Your task
Leaving the pictures aside, transcribe every line below exactly.

>> begin Recorded data

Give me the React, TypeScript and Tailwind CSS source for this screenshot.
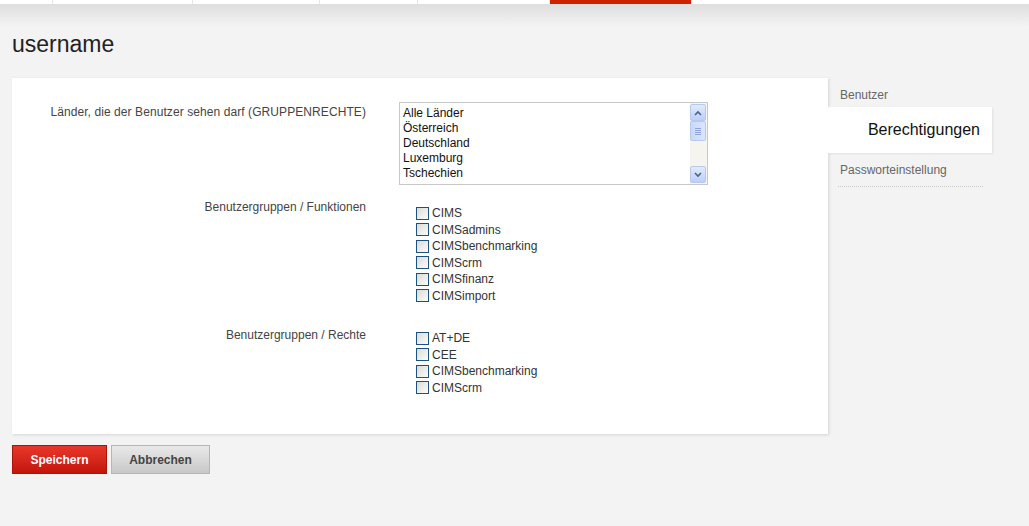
import React from "react";

const countries = ["Alle Länder", "Österreich", "Deutschland", "Luxemburg", "Tschechien"];
const funktionen = ["CIMS", "CIMSadmins", "CIMSbenchmarking", "CIMScrm", "CIMSfinanz", "CIMSimport"];
const rechte = ["AT+DE", "CEE", "CIMSbenchmarking", "CIMScrm"];

const topTabs = [
	{ w: "w-[53px]", active: false },
	{ w: "w-[140px]", active: false },
	{ w: "w-[127px]", active: false },
	{ w: "w-[98px]", active: false },
	{ w: "w-[132px]", active: false },
	{ w: "w-[142px]", active: true },
];

function Checkbox({ label }: { label: string }) {
	return (
		<label className="flex h-[16.5px] items-center gap-[3px] text-[12px] text-[#333]">
			<span className="h-[13px] w-[13px] border border-[#1c5180] bg-gradient-to-br from-[#dcdcd6] to-[#fbfbf9]" />
			<span>{label}</span>
		</label>
	);
}

function ScrollBtn({ up }: { up: boolean }) {
	return (
		<div className="flex h-[17px] w-[16px] items-center justify-center rounded-[2px] border border-[#b6c9ef] bg-gradient-to-b from-[#e1eafd] to-[#bccffb]">
			<svg width="8" height="6" viewBox="0 0 8 6">
				<path d={up ? "M1 5 L4 2 L7 5" : "M1 1 L4 4 L7 1"} fill="none" stroke="#4d6185" strokeWidth="1.6" />
			</svg>
		</div>
	);
}

function FakeSelect() {
	return (
		<div className="flex h-[83px] w-[309px] border border-[#c8c8c8] bg-white">
			<div className="flex-1 pl-[3px] pt-[3px] text-[12px] leading-[15px] text-[#111]">
				{countries.map((c) => (
					<div key={c}>{c}</div>
				))}
			</div>
			<div className="flex w-[17px] flex-col bg-[#f5f4ee] py-[1px]">
				<ScrollBtn up />
				<div className="flex h-[20px] w-[16px] items-center justify-center rounded-[2px] border border-[#b6c9ef] bg-gradient-to-r from-[#c9d8fc] to-[#dbe5fd]">
					<div className="flex flex-col gap-[1px]">
						<span className="h-[1px] w-[6px] bg-[#8ea5d9]" />
						<span className="h-[1px] w-[6px] bg-[#8ea5d9]" />
						<span className="h-[1px] w-[6px] bg-[#8ea5d9]" />
						<span className="h-[1px] w-[6px] bg-[#8ea5d9]" />
					</div>
				</div>
				<div className="flex-1" />
				<ScrollBtn up={false} />
			</div>
		</div>
	);
}

export default function App() {
	return (
		<main className="min-h-[526px] w-full bg-[#f3f3f3] font-['Liberation_Sans',Arial,sans-serif]">
			<div className="flex h-[4px] bg-white">
				{topTabs.map((t, i) => (
					<div key={i} className={`${t.w} h-full border-r border-[#e6e6e6] ${t.active ? "bg-[#cc2200]" : ""}`} />
				))}
			</div>
			<div className="h-[22px] bg-gradient-to-b from-[#dedede] to-[#f3f3f3]" />

			<div className="px-[12px]">
				<h1 className="mt-[5px] text-[23px] leading-[26px] text-[#222]">username</h1>

				<div className="mt-[21px] flex items-start">
					<div className="h-[356px] w-[816px] bg-white pt-[24px] shadow-[1px_1px_3px_rgba(0,0,0,0.12)]">
						<div className="flex">
							<div className="w-[354px] pt-[1px] text-right text-[12px] tracking-[0.08px] text-[#444]">
								Länder, die der Benutzer sehen darf (GRUPPENRECHTE)
							</div>
							<div className="ml-[33px]">
								<FakeSelect />
							</div>
						</div>

						<div className="mt-[13px] flex">
							<div className="w-[354px] text-right text-[12px] text-[#444]">Benutzergruppen / Funktionen</div>
							<div className="ml-[50px] pt-[7px]">
								{funktionen.map((f) => (
									<Checkbox key={f} label={f} />
								))}
							</div>
						</div>

						<div className="mt-[22px] flex">
							<div className="w-[354px] text-right text-[12px] text-[#444]">Benutzergruppen / Rechte</div>
							<div className="ml-[50px] pt-[4px]">
								{rechte.map((f) => (
									<Checkbox key={f} label={f} />
								))}
							</div>
						</div>
					</div>

					<nav className="w-[164px] pt-[8px] text-[12px]">
						<div className="pl-[12px] text-[#666]">Benutzer</div>
						<div className="mt-[3px] flex h-[46px] items-center justify-end bg-white pr-[12px] text-[16px] text-[#111] shadow-[1px_1px_2px_rgba(0,0,0,0.08)]">
							Berechtigungen
						</div>
						<div className="ml-[10px] mr-[9px] mt-[8px] border-b border-dotted border-[#c8c8c8] pb-[7px] pl-[2px] text-[#666]">
							Passworteinstellung
						</div>
					</nav>
				</div>

				<div className="mt-[11px] flex gap-[4px]">
					<button className="h-[29px] w-[95px] border border-[#a8150a] bg-gradient-to-b from-[#e8372a] to-[#c31408] text-[12px] font-bold text-white">
						Speichern
					</button>
					<button className="h-[29px] w-[99px] border border-[#b5b5b5] bg-gradient-to-b from-[#e9e9e9] to-[#c8c8c8] text-[12px] font-bold text-[#444]">
						Abbrechen
					</button>
				</div>
			</div>
		</main>
	);
}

>> end Recorded data

Finished answer
Give me the React, TypeScript and Tailwind CSS source for this screenshot.
import React from "react";

const countries = ["Alle Länder", "Österreich", "Deutschland", "Luxemburg", "Tschechien"];
const funktionen = ["CIMS", "CIMSadmins", "CIMSbenchmarking", "CIMScrm", "CIMSfinanz", "CIMSimport"];
const rechte = ["AT+DE", "CEE", "CIMSbenchmarking", "CIMScrm"];

const topTabs = [
	{ w: "w-[53px]", active: false },
	{ w: "w-[140px]", active: false },
	{ w: "w-[127px]", active: false },
	{ w: "w-[98px]", active: false },
	{ w: "w-[132px]", active: false },
	{ w: "w-[142px]", active: true },
];

function Checkbox({ label }: { label: string }) {
	return (
		<label className="flex h-[16.5px] items-center gap-[3px] text-[12px] text-[#333]">
			<span className="h-[13px] w-[13px] border border-[#1c5180] bg-gradient-to-br from-[#dcdcd6] to-[#fbfbf9]" />
			<span>{label}</span>
		</label>
	);
}

function ScrollBtn({ up }: { up: boolean }) {
	return (
		<div className="flex h-[17px] w-[16px] items-center justify-center rounded-[2px] border border-[#b6c9ef] bg-gradient-to-b from-[#e1eafd] to-[#bccffb]">
			<svg width="8" height="6" viewBox="0 0 8 6">
				<path d={up ? "M1 5 L4 2 L7 5" : "M1 1 L4 4 L7 1"} fill="none" stroke="#4d6185" strokeWidth="1.6" />
			</svg>
		</div>
	);
}

function FakeSelect() {
	return (
		<div className="flex h-[83px] w-[309px] border border-[#c8c8c8] bg-white">
			<div className="flex-1 pl-[3px] pt-[3px] text-[12px] leading-[15px] text-[#111]">
				{countries.map((c) => (
					<div key={c}>{c}</div>
				))}
			</div>
			<div className="flex w-[17px] flex-col bg-[#f5f4ee] py-[1px]">
				<ScrollBtn up />
				<div className="flex h-[20px] w-[16px] items-center justify-center rounded-[2px] border border-[#b6c9ef] bg-gradient-to-r from-[#c9d8fc] to-[#dbe5fd]">
					<div className="flex flex-col gap-[1px]">
						<span className="h-[1px] w-[6px] bg-[#8ea5d9]" />
						<span className="h-[1px] w-[6px] bg-[#8ea5d9]" />
						<span className="h-[1px] w-[6px] bg-[#8ea5d9]" />
						<span className="h-[1px] w-[6px] bg-[#8ea5d9]" />
					</div>
				</div>
				<div className="flex-1" />
				<ScrollBtn up={false} />
			</div>
		</div>
	);
}

export default function App() {
	return (
		<main className="min-h-[526px] w-full bg-[#f3f3f3] font-['Liberation_Sans',Arial,sans-serif]">
			<div className="flex h-[4px] bg-white">
				{topTabs.map((t, i) => (
					<div key={i} className={`${t.w} h-full border-r border-[#e6e6e6] ${t.active ? "bg-[#cc2200]" : ""}`} />
				))}
			</div>
			<div className="h-[22px] bg-gradient-to-b from-[#dedede] to-[#f3f3f3]" />

			<div className="px-[12px]">
				<h1 className="mt-[5px] text-[23px] leading-[26px] text-[#222]">username</h1>

				<div className="mt-[21px] flex items-start">
					<div className="h-[356px] w-[816px] bg-white pt-[24px] shadow-[1px_1px_3px_rgba(0,0,0,0.12)]">
						<div className="flex">
							<div className="w-[354px] pt-[1px] text-right text-[12px] tracking-[0.08px] text-[#444]">
								Länder, die der Benutzer sehen darf (GRUPPENRECHTE)
							</div>
							<div className="ml-[33px]">
								<FakeSelect />
							</div>
						</div>

						<div className="mt-[13px] flex">
							<div className="w-[354px] text-right text-[12px] text-[#444]">Benutzergruppen / Funktionen</div>
							<div className="ml-[50px] pt-[7px]">
								{funktionen.map((f) => (
									<Checkbox key={f} label={f} />
								))}
							</div>
						</div>

						<div className="mt-[22px] flex">
							<div className="w-[354px] text-right text-[12px] text-[#444]">Benutzergruppen / Rechte</div>
							<div className="ml-[50px] pt-[4px]">
								{rechte.map((f) => (
									<Checkbox key={f} label={f} />
								))}
							</div>
						</div>
					</div>

					<nav className="w-[164px] pt-[8px] text-[12px]">
						<div className="pl-[12px] text-[#666]">Benutzer</div>
						<div className="mt-[3px] flex h-[46px] items-center justify-end bg-white pr-[12px] text-[16px] text-[#111] shadow-[1px_1px_2px_rgba(0,0,0,0.08)]">
							Berechtigungen
						</div>
						<div className="ml-[10px] mr-[9px] mt-[8px] border-b border-dotted border-[#c8c8c8] pb-[7px] pl-[2px] text-[#666]">
							Passworteinstellung
						</div>
					</nav>
				</div>

				<div className="mt-[11px] flex gap-[4px]">
					<button className="h-[29px] w-[95px] border border-[#a8150a] bg-gradient-to-b from-[#e8372a] to-[#c31408] text-[12px] font-bold text-white">
						Speichern
					</button>
					<button className="h-[29px] w-[99px] border border-[#b5b5b5] bg-gradient-to-b from-[#e9e9e9] to-[#c8c8c8] text-[12px] font-bold text-[#444]">
						Abbrechen
					</button>
				</div>
			</div>
		</main>
	);
}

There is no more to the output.